# Description of the task:
Print the records below exactly as they appear.

====== Data provided

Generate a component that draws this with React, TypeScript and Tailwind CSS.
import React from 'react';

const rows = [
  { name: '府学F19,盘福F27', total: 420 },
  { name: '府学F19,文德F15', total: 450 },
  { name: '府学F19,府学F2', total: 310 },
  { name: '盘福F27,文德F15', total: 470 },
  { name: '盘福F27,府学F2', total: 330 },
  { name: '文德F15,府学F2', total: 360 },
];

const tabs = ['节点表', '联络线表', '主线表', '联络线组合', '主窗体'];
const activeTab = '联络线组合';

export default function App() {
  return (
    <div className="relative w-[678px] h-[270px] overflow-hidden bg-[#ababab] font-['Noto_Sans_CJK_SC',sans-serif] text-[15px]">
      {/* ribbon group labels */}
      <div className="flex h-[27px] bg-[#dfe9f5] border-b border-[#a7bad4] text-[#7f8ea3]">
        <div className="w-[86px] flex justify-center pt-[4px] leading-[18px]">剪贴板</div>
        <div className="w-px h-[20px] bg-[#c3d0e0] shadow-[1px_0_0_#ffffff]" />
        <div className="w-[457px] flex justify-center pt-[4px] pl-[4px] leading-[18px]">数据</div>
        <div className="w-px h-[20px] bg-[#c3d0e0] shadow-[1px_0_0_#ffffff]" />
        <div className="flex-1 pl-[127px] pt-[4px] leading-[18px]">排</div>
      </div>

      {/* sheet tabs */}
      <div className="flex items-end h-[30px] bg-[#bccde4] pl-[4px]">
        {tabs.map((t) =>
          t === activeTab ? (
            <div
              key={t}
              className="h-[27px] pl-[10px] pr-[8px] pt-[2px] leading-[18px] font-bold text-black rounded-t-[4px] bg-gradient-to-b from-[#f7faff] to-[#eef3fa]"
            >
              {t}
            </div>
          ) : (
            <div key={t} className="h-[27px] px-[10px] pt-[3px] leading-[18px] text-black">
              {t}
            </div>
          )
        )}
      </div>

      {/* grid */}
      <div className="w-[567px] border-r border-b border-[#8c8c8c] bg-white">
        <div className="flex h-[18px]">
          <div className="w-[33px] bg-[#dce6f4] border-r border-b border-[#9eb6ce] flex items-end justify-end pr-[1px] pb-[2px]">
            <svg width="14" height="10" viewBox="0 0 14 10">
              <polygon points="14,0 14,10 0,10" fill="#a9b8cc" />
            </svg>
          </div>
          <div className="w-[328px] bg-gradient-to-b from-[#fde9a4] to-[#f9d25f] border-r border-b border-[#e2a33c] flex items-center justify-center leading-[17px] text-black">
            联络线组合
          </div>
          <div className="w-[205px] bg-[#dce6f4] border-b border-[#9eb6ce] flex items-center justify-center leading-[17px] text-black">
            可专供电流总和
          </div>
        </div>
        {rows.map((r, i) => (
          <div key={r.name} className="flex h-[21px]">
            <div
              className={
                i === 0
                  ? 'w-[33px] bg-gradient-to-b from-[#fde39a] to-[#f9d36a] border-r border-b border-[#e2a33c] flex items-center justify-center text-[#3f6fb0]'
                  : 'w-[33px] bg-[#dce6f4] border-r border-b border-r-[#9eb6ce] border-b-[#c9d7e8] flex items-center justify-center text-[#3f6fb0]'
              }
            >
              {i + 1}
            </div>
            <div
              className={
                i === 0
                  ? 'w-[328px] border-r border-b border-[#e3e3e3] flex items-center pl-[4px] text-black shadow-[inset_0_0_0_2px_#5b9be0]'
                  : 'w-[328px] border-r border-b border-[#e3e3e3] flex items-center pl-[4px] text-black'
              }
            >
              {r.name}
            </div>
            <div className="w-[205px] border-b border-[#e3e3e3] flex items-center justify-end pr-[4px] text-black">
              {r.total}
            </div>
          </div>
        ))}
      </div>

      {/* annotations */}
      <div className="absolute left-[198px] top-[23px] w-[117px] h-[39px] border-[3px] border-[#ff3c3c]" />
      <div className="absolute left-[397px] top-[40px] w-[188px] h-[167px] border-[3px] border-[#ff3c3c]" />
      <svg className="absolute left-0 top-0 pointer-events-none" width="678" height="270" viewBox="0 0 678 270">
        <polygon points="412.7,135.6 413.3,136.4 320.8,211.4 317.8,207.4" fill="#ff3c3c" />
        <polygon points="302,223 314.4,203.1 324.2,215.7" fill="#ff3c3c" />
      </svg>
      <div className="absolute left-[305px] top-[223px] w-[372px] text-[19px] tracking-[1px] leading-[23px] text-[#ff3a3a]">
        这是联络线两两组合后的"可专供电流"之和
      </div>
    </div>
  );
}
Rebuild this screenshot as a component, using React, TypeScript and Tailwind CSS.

============

# Result for this exercise:
Generate a component that draws this with React, TypeScript and Tailwind CSS.
import React from 'react';

const rows = [
  { name: '府学F19,盘福F27', total: 420 },
  { name: '府学F19,文德F15', total: 450 },
  { name: '府学F19,府学F2', total: 310 },
  { name: '盘福F27,文德F15', total: 470 },
  { name: '盘福F27,府学F2', total: 330 },
  { name: '文德F15,府学F2', total: 360 },
];

const tabs = ['节点表', '联络线表', '主线表', '联络线组合', '主窗体'];
const activeTab = '联络线组合';

export default function App() {
  return (
    <div className="relative w-[678px] h-[270px] overflow-hidden bg-[#ababab] font-['Noto_Sans_CJK_SC',sans-serif] text-[15px]">
      {/* ribbon group labels */}
      <div className="flex h-[27px] bg-[#dfe9f5] border-b border-[#a7bad4] text-[#7f8ea3]">
        <div className="w-[86px] flex justify-center pt-[4px] leading-[18px]">剪贴板</div>
        <div className="w-px h-[20px] bg-[#c3d0e0] shadow-[1px_0_0_#ffffff]" />
        <div className="w-[457px] flex justify-center pt-[4px] pl-[4px] leading-[18px]">数据</div>
        <div className="w-px h-[20px] bg-[#c3d0e0] shadow-[1px_0_0_#ffffff]" />
        <div className="flex-1 pl-[127px] pt-[4px] leading-[18px]">排</div>
      </div>

      {/* sheet tabs */}
      <div className="flex items-end h-[30px] bg-[#bccde4] pl-[4px]">
        {tabs.map((t) =>
          t === activeTab ? (
            <div
              key={t}
              className="h-[27px] pl-[10px] pr-[8px] pt-[2px] leading-[18px] font-bold text-black rounded-t-[4px] bg-gradient-to-b from-[#f7faff] to-[#eef3fa]"
            >
              {t}
            </div>
          ) : (
            <div key={t} className="h-[27px] px-[10px] pt-[3px] leading-[18px] text-black">
              {t}
            </div>
          )
        )}
      </div>

      {/* grid */}
      <div className="w-[567px] border-r border-b border-[#8c8c8c] bg-white">
        <div className="flex h-[18px]">
          <div className="w-[33px] bg-[#dce6f4] border-r border-b border-[#9eb6ce] flex items-end justify-end pr-[1px] pb-[2px]">
            <svg width="14" height="10" viewBox="0 0 14 10">
              <polygon points="14,0 14,10 0,10" fill="#a9b8cc" />
            </svg>
          </div>
          <div className="w-[328px] bg-gradient-to-b from-[#fde9a4] to-[#f9d25f] border-r border-b border-[#e2a33c] flex items-center justify-center leading-[17px] text-black">
            联络线组合
          </div>
          <div className="w-[205px] bg-[#dce6f4] border-b border-[#9eb6ce] flex items-center justify-center leading-[17px] text-black">
            可专供电流总和
          </div>
        </div>
        {rows.map((r, i) => (
          <div key={r.name} className="flex h-[21px]">
            <div
              className={
                i === 0
                  ? 'w-[33px] bg-gradient-to-b from-[#fde39a] to-[#f9d36a] border-r border-b border-[#e2a33c] flex items-center justify-center text-[#3f6fb0]'
                  : 'w-[33px] bg-[#dce6f4] border-r border-b border-r-[#9eb6ce] border-b-[#c9d7e8] flex items-center justify-center text-[#3f6fb0]'
              }
            >
              {i + 1}
            </div>
            <div
              className={
                i === 0
                  ? 'w-[328px] border-r border-b border-[#e3e3e3] flex items-center pl-[4px] text-black shadow-[inset_0_0_0_2px_#5b9be0]'
                  : 'w-[328px] border-r border-b border-[#e3e3e3] flex items-center pl-[4px] text-black'
              }
            >
              {r.name}
            </div>
            <div className="w-[205px] border-b border-[#e3e3e3] flex items-center justify-end pr-[4px] text-black">
              {r.total}
            </div>
          </div>
        ))}
      </div>

      {/* annotations */}
      <div className="absolute left-[198px] top-[23px] w-[117px] h-[39px] border-[3px] border-[#ff3c3c]" />
      <div className="absolute left-[397px] top-[40px] w-[188px] h-[167px] border-[3px] border-[#ff3c3c]" />
      <svg className="absolute left-0 top-0 pointer-events-none" width="678" height="270" viewBox="0 0 678 270">
        <polygon points="412.7,135.6 413.3,136.4 320.8,211.4 317.8,207.4" fill="#ff3c3c" />
        <polygon points="302,223 314.4,203.1 324.2,215.7" fill="#ff3c3c" />
      </svg>
      <div className="absolute left-[305px] top-[223px] w-[372px] text-[19px] tracking-[1px] leading-[23px] text-[#ff3a3a]">
        这是联络线两两组合后的"可专供电流"之和
      </div>
    </div>
  );
}
Rebuild this screenshot as a component, using React, TypeScript and Tailwind CSS.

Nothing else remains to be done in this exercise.